Mit so viel Aufwand, Vorbereitung und natürlich auch Wiederholungen der Workshops auf dem Fluss ist es normalerweise so, dass die absolute Mehrheit unserer Fotografen mit tollen Actionaufnahmen von solchen anspruchsvollen Fotoworkshops wieder zurückkommen.
Wir bieten unseren Fotografen in Kooperation mit unseren lokalen Assistenten in mehreren unterschiedlichen Ländern der Welt solche Workshops an, bei denen sie unterschiedliche Eisvogelarten, Reiher, Schreiseeadler, Fischbussarde und andere Vögel in Aktion fotografieren können. In den letzten Jahren habe ich Euch etliche Bilder davon gezeigt, die immer noch auf meiner Homepage zu finden sind. Ohne die Hilfe unserer Assistenten und ohne unsere akribischen Vorbereitungen sind solche Bilder auf einer Fotosafari, wie das heutige, so gut wie unmöglich.

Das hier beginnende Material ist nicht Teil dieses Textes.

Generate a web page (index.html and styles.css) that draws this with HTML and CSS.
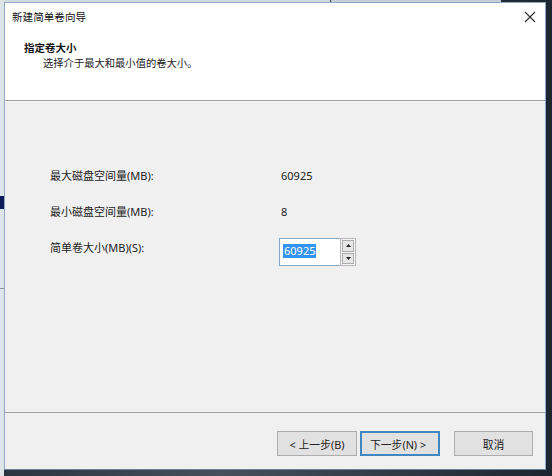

Wie ich in meinem gestrigen Beitrag bereits erwähnt habe, sehe ich meine Aufgabe als Leiter und Anbieter von Fotoreisen nicht nur darin, unsere Fotografen durch irgendein Land zu begleiten, sondern ihnen möglichst viele kreative oder teilweise auch anspruchsvolle Fotoworkshops anzubieten und ihnen möglichst viele freakige Tricks zu vermitteln, damit sie sich während der Reise weiterentwickeln können, wenn sie sich dies wünschen. Bei meinen Reisen muss es einen großen Unterschied geben, ob ich bei der Reise dabei bin, oder ob ein normaler Guide Euch durch die Wildnis begleitet.
Gestern habe ich Euch von dem Kolibri-Fotoworkshop im Urwald und vorgestern von dem Black-Background-Fotoworkshop erzählt. Heute habt Ihr über meinen Eisvogel-Fotoworkshop erfahren und in den nächsten Tagen werde ich Euch von anderen Fotoworkshops berichten, damit Ihr seht, wie kreativ die Tierfotografie in der Wildnis sein kann und wie unsere Fotografen auf unseren akribisch organisierten Fotosafaris von unseren Fotoworkshops profitieren können.
Das Leben ist zu kurz und zu schade für aufgeschobene Pläne, Ausreden und mittelmäßige Fotoreisen.